1. Principles

Every hard disk may be divided into partitions, and each one contains a file system. While Windows® assigns a letter to each of these file systems (well, actually only to those it recognizes), GNU/Linux has a unique tree structure of files, and each file system is mounted at one location in that tree structure.

Just as Windows® needs a C: drive, GNU/Linux must be able to mount the root of its file tree (/) on a partition which contains the root file system. Once the root is mounted you can mount other file systems in the tree structure at various mount points within the tree. Any directory below the root structure can act as a mount point, and you can mount the same file system several times on different mount points.

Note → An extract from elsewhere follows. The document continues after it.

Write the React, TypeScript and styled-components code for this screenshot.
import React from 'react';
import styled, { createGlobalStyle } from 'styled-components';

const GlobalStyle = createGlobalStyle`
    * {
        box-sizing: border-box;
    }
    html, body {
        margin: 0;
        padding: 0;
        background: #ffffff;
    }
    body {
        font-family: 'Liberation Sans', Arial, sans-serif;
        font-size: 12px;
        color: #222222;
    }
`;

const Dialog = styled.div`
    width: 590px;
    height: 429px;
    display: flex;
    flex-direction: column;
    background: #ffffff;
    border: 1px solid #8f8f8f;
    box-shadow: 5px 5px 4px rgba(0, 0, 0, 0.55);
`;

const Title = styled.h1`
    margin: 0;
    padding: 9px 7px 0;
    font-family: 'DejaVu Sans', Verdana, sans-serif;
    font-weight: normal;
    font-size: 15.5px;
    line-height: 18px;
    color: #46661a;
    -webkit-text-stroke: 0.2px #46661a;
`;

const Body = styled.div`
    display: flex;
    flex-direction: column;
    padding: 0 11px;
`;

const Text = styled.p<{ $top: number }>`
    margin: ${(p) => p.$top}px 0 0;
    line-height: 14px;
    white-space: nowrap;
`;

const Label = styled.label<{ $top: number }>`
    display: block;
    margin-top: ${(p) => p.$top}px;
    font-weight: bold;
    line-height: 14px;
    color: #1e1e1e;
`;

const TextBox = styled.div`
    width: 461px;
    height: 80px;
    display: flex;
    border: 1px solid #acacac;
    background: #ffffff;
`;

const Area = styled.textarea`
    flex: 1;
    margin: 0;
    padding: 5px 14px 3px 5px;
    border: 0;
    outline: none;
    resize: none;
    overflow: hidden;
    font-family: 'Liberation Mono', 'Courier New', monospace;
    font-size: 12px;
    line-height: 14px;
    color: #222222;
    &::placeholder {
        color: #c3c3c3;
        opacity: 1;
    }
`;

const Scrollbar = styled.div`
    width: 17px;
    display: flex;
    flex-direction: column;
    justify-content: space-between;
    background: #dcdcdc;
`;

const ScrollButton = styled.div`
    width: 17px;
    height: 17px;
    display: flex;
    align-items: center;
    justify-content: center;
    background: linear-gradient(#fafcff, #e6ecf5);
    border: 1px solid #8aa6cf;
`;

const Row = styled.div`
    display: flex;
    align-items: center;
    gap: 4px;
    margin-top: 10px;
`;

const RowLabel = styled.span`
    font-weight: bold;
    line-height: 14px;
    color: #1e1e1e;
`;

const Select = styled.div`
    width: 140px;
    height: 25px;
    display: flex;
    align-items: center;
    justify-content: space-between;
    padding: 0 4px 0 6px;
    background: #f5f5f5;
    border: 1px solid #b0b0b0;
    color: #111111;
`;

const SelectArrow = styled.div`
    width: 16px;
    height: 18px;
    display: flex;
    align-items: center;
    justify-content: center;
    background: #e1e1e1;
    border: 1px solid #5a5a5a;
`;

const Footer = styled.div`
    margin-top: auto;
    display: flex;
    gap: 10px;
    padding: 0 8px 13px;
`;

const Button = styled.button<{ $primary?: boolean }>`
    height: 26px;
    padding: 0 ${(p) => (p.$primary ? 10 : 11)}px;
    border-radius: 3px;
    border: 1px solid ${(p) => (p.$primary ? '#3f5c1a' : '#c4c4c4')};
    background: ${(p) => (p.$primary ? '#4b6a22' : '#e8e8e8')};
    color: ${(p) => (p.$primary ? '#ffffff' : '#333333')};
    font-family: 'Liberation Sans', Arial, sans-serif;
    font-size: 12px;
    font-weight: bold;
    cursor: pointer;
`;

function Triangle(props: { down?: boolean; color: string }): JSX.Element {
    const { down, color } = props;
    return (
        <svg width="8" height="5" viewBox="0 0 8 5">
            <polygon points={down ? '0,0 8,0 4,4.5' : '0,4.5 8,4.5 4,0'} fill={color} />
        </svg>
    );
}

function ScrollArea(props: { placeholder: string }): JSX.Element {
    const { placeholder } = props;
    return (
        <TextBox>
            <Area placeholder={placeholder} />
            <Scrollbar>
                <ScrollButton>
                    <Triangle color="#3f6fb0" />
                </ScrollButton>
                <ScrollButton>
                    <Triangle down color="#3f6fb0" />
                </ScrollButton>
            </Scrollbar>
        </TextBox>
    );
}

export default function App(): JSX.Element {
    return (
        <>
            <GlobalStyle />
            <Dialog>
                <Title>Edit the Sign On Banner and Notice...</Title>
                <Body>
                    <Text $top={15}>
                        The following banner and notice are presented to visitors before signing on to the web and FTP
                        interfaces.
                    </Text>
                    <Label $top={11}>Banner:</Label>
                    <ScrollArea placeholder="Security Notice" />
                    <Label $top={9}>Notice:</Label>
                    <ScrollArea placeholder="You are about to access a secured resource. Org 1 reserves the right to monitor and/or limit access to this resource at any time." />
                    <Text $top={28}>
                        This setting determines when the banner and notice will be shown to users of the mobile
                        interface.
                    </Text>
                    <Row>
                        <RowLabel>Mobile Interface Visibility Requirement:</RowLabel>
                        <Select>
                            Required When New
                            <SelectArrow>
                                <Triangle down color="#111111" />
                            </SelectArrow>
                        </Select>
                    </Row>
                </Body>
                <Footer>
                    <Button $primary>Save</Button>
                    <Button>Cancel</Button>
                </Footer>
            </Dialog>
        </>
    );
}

This allows for great configuration flexibility. For example if you were to configure a web server, it's fairly common to dedicate an entire partition to the directory which contains the web server's data. The directory which usually contains the data is /var/www and acts as the mounting point for the partition. Also, a big /home partition should be considered if you plan on downloading a large amount of software, store many work or personal documents and photos, music files, etc.. You can see in Figure 8.1, “A Not Yet Mounted File System” and Figure 8.2, “File System Is Now Mounted” how the system looks before and after mounting the file system.

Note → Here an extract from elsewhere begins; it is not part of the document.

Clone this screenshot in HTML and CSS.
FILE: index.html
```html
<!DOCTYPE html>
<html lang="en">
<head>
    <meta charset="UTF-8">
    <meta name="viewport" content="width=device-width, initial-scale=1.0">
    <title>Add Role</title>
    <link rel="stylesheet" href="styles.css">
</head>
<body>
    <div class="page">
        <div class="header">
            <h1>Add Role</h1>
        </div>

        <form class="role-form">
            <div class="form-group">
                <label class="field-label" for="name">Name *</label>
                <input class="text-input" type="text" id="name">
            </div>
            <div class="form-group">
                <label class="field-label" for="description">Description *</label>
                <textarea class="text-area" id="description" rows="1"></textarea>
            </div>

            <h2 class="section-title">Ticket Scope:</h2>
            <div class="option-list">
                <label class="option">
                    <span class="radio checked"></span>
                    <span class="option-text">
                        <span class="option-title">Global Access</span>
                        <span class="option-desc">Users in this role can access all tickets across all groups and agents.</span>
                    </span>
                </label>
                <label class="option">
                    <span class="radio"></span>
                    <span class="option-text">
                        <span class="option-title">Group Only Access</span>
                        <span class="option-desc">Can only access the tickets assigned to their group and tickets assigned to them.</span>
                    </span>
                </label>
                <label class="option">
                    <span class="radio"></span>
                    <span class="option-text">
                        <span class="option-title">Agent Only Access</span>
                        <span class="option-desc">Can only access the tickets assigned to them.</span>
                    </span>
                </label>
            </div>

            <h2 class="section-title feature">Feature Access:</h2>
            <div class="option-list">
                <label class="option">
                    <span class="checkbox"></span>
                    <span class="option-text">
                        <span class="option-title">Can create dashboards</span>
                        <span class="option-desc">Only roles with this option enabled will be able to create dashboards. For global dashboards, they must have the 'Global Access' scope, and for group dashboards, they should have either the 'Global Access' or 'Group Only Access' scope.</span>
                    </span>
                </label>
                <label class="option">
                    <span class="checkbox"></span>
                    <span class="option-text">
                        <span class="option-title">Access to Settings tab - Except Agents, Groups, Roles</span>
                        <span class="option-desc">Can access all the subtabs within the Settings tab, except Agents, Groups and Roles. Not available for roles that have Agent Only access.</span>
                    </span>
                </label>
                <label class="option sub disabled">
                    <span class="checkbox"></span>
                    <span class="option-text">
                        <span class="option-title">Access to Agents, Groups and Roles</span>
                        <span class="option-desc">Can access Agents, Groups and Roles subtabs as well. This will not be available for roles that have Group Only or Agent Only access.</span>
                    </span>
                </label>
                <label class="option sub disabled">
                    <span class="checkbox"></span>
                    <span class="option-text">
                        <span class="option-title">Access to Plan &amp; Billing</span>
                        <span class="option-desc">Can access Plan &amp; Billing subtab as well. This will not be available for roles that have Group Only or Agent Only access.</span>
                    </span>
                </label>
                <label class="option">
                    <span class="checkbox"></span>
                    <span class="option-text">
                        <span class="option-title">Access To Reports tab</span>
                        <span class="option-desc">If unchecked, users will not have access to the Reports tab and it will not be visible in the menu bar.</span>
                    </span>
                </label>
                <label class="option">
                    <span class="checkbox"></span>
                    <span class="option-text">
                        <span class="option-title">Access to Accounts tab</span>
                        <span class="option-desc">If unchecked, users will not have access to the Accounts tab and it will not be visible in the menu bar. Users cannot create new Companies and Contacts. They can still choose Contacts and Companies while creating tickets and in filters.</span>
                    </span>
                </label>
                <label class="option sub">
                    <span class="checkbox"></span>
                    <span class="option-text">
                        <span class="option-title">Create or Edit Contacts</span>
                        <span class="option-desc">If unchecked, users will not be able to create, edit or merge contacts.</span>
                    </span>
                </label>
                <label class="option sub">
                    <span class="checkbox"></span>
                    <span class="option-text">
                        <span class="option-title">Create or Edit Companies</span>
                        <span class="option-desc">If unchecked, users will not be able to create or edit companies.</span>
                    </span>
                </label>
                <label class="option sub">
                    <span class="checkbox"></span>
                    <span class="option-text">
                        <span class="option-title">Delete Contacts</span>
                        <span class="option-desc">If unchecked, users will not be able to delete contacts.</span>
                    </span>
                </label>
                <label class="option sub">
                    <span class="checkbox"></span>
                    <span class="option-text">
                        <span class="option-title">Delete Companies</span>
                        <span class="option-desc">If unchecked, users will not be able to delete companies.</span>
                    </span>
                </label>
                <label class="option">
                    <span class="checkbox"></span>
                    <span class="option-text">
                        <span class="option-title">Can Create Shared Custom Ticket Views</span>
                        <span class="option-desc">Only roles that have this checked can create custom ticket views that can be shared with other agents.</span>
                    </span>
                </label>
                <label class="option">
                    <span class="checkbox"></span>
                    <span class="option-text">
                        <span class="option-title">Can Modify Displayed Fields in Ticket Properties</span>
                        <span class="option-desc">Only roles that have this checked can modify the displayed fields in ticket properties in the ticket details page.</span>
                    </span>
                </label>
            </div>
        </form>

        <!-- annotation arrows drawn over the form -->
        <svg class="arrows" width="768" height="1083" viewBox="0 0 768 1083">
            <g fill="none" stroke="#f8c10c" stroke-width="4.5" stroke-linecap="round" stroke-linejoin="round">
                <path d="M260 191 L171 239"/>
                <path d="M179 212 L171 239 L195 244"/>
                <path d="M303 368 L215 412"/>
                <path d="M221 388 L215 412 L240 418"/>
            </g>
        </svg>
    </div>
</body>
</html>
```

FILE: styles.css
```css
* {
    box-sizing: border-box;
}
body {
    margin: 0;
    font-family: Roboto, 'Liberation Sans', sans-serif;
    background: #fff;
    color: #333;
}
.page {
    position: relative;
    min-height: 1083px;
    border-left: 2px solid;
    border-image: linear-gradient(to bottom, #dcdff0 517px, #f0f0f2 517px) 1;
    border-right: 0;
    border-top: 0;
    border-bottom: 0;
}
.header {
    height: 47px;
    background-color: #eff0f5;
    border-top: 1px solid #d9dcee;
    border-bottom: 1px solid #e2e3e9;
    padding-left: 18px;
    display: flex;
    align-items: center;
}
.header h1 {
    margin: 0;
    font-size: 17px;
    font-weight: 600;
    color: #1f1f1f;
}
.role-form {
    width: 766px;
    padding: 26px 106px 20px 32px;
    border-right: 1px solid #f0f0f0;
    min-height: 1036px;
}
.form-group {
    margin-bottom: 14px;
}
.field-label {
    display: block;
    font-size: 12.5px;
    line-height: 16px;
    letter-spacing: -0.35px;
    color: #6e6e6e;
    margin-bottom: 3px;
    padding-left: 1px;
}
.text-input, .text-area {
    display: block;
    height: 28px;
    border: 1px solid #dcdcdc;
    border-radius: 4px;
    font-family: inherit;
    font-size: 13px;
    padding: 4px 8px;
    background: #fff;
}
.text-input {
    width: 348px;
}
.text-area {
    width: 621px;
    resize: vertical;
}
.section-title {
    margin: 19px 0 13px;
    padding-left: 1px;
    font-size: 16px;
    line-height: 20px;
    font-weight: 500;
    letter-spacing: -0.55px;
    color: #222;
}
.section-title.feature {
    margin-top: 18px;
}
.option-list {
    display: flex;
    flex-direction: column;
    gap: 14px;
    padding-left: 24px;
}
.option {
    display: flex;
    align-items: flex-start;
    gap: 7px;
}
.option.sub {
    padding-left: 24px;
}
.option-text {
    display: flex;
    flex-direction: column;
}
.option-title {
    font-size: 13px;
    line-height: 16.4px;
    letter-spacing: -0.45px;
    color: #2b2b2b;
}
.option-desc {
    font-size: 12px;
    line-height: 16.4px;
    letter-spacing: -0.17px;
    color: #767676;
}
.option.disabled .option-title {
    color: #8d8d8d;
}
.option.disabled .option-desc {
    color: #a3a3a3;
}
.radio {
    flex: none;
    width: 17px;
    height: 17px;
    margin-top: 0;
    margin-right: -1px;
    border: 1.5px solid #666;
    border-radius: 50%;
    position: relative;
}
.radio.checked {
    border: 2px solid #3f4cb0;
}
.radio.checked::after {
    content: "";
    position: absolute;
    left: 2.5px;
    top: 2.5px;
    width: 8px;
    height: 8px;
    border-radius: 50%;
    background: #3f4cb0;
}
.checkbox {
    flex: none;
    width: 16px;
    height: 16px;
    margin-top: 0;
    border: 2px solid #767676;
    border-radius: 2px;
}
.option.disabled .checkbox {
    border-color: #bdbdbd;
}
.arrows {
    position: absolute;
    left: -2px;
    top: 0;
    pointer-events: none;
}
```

Figure 8.1. A Not Yet Mounted File System

A Not Yet Mounted File System

Figure 8.2. File System Is Now Mounted

File System Is Now Mounted

As you can imagine, this offers a number of advantages: the tree structure will always be the same, whether it's on a single file system or extended over several dozen[21] This flexibility allows you to move a key part of the tree structure to another partition when space becomes scarce, which is what we are going to do here.

There are two things you need to know about mount points:

  1. The directory which acts as a mount point must exist.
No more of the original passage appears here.